Nel libro Attitatores e Attitos. Pianto rituale in Sardegna (2012), Lucia Preiata, anche lei bittese, dedica un intero capitolo a Cimino e sulla vicenda d’amore con la scrittrice. Sostiene: «Nei primi anni Novanta dell’Ottocento, Amico si invaghì di Grazia Deledda, da lei assecondato in un primo momento ma in seguito respinto in modo sdegnoso. Sembra che lui l’abbia importunata esibendo una sua foto trafugata, vantandosi con un biglietto anonimo dove affermava che Grazia era innamorata di lui. La sua corte era tanto insistente da seccare Grazia, che sembra abbia fatto intervenire i suoi fratelli per calmarlo e si fosse ripromessa di vendicarsi».

Una ricostruzione dei fatti c’è nel volume Grazia Deledda Premio Nobel per la Letteratura 1926 (Fratelli Fabbri 1966) dove Francesco Di Pilla, il maggiore studioso della scrittrice nuorese, passa al vaglio, una per una, le Lettere inedite di Grazia ai suoi amori giovanili. Cimino è detto mascalzone e con ironia eroe. Cimino costruisce, secondo la Deledda testimonianze false. Fa avere a Grazia un biglietto, spedito da Nuoro, in cui c’è una persona, appunto un anonimo, che parla dell’innamoramento di Grazia per lui. Ma viene smascherato. «Questo biglietto io l’ho riconosciuto, è dell’eroe non c’è dubbio» scrive Grazia ad Andrea Pirodda, «mandò un biglietto anonimo ove gli si diceva che io ero pazzamente innamorata di lui, tanto da ammaliarmene!». Nella lettera a Pirodda, datata 19 aprile 1893, così scrive Grazia: «Non credere a ciò che dicono. I nuoresi hanno il male dell’invidia e non potendo più dicono, di una famiglia indipendente, che è rovinata, che ha debiti e simili pestilenze. Ora, per esempio, si è sparsa la voce che era all’asta una nostra terra per una cambiale protestata. Si tratta invece di una cambiale firmata da Andrea, quindi a lui protestata, e che non ha nulla da vedere con noi. La nostra famiglia è indipendente da tutti e quasi tutti, invece, dipendono da noi. Mi ha fatto ridere la frase di quel mascalzone di Cimino. Manco male che non disse di avermi abbandonata lui! Intanto le spese per le nozze di sua sorella furono pagate da mio fratello e la loro cambiale figura nel mazzo di cambiali disperate che noi possediamo. Ma sai! Io odio e disprezzo quell’eroe, come tu lo chiami, e mi son fissa in testa che egli deve pagare tutto. Vedrai!
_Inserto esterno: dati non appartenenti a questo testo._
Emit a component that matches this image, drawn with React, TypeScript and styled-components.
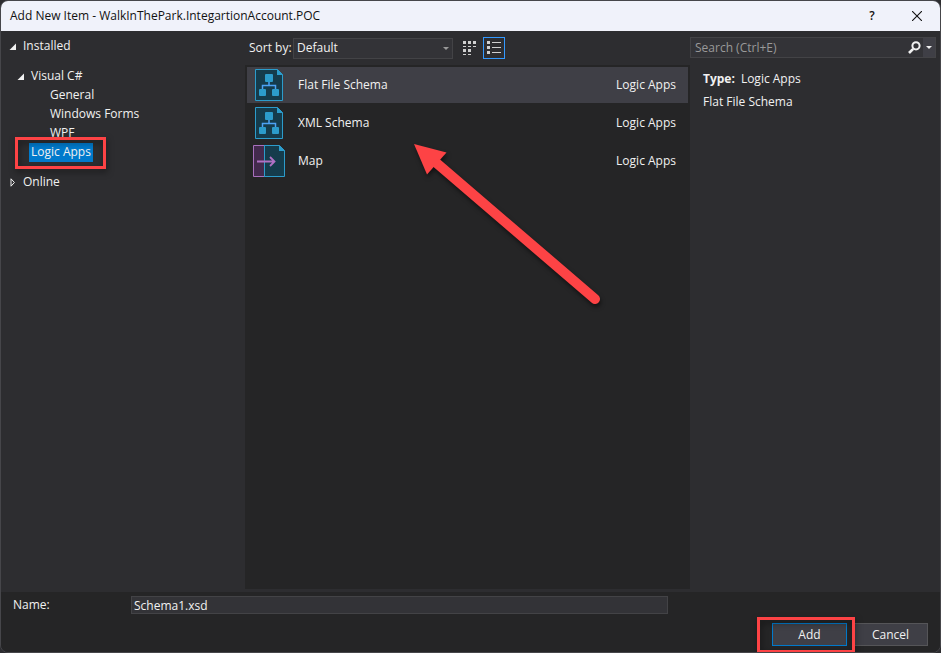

Gli devo dare un’altra lezione, e se la prima volta rimase due o tre giorni a letto, l’ultima volta ci resterà un mese, o almeno gli passerà l’idea di raccontare romanzi sul conto mio e di mostrare il ritratto rubato dall’albo di sua sorella, e di numerare le migliaia di lire di chi non gli importa».

Letteratura alla macchia

Amico Cimino condusse un’esistenza di scapigliato e dissipato, ebbe molti guai con la Giustizia. Come per altri poeti maledetti nessuna rispondenza tra vita e opere, capaci le sue composizioni, oggi più che mai, di fare presa in chi le legge, le ascolta, ne tramanda la musicalità e la cantabilità.
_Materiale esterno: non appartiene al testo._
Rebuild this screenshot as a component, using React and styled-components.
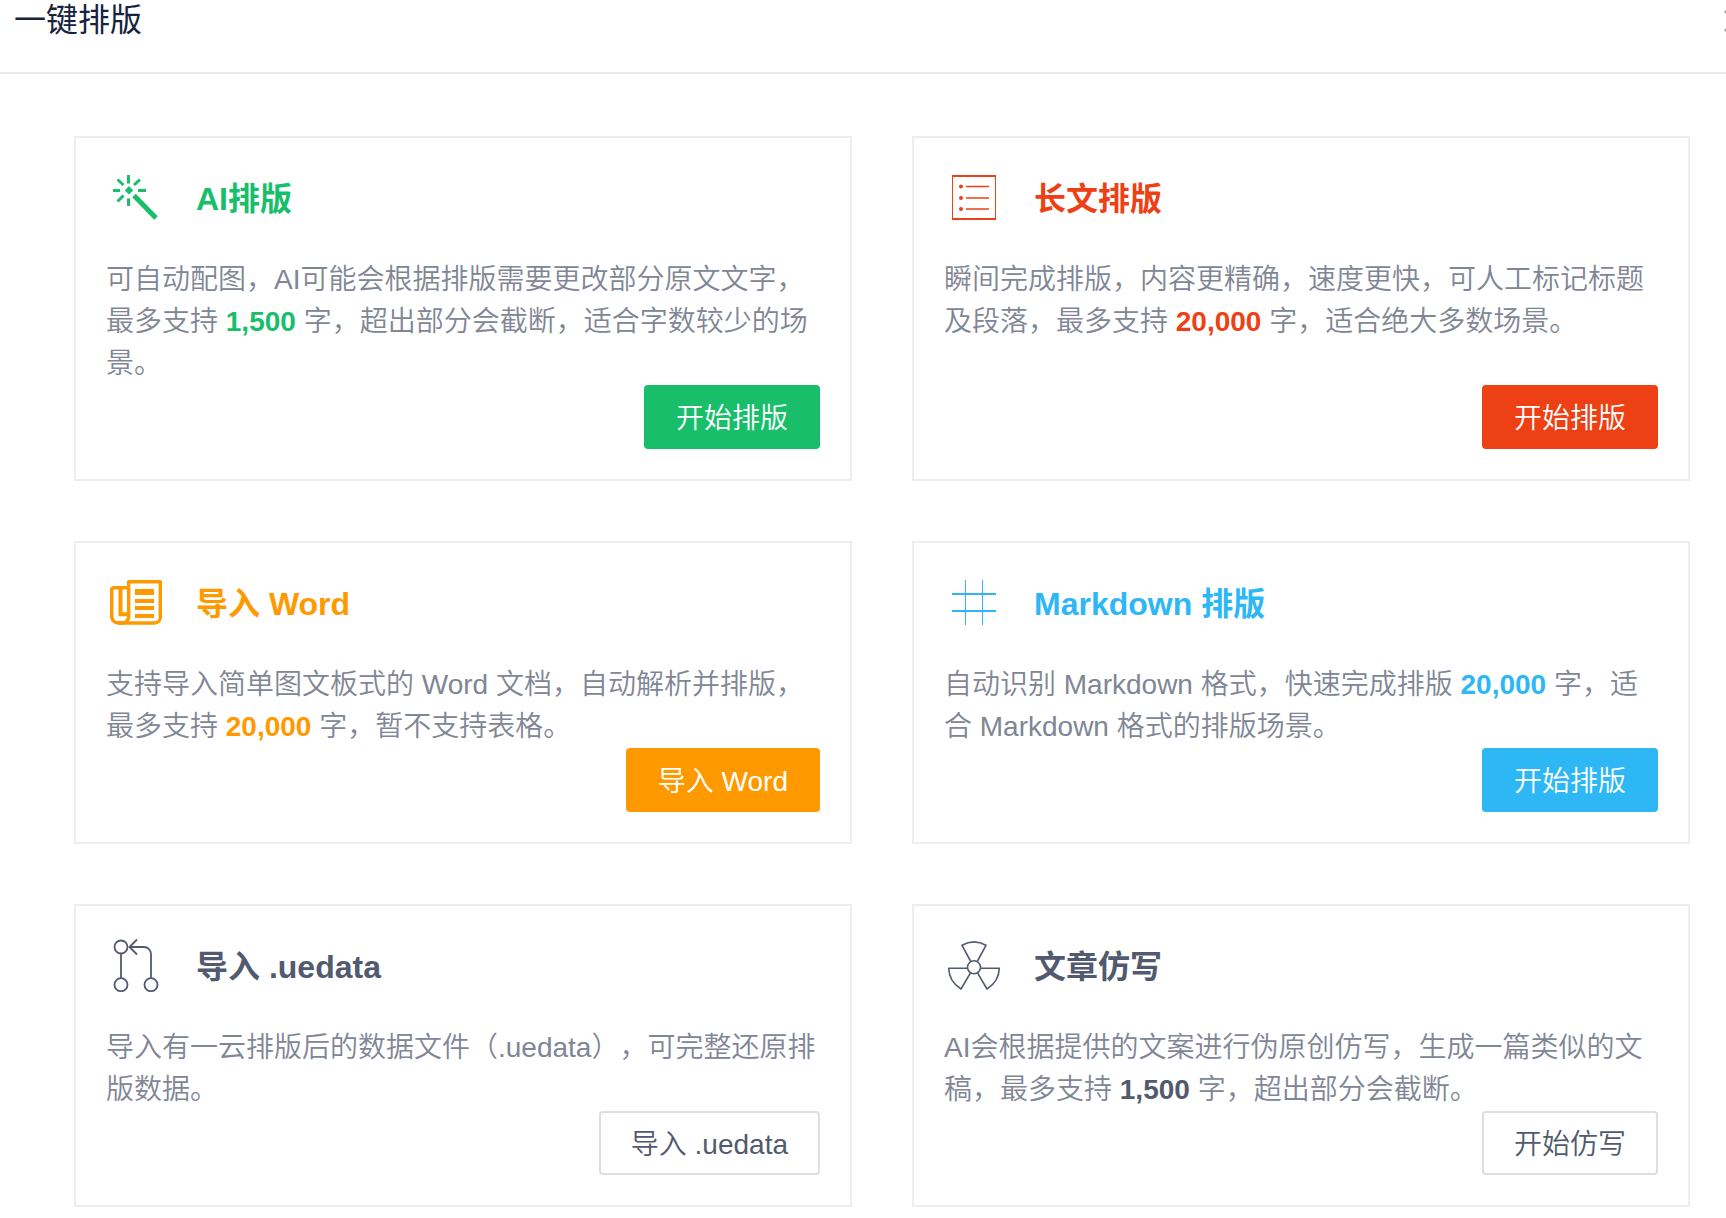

Ben altre erano le ambizioni della giovane Deledda, il sogno di essere grande scrittrice, avveratosi per la sua ostinata volontà di dover superare molti ostacoli. Cimino resta letteratura alla macchia.
È da questa sproporzione che bisogna ripartire per interpretare la storia di un disamore che di tanti altri amori deleddiani, non tutti nel segno della fortuna, racconta.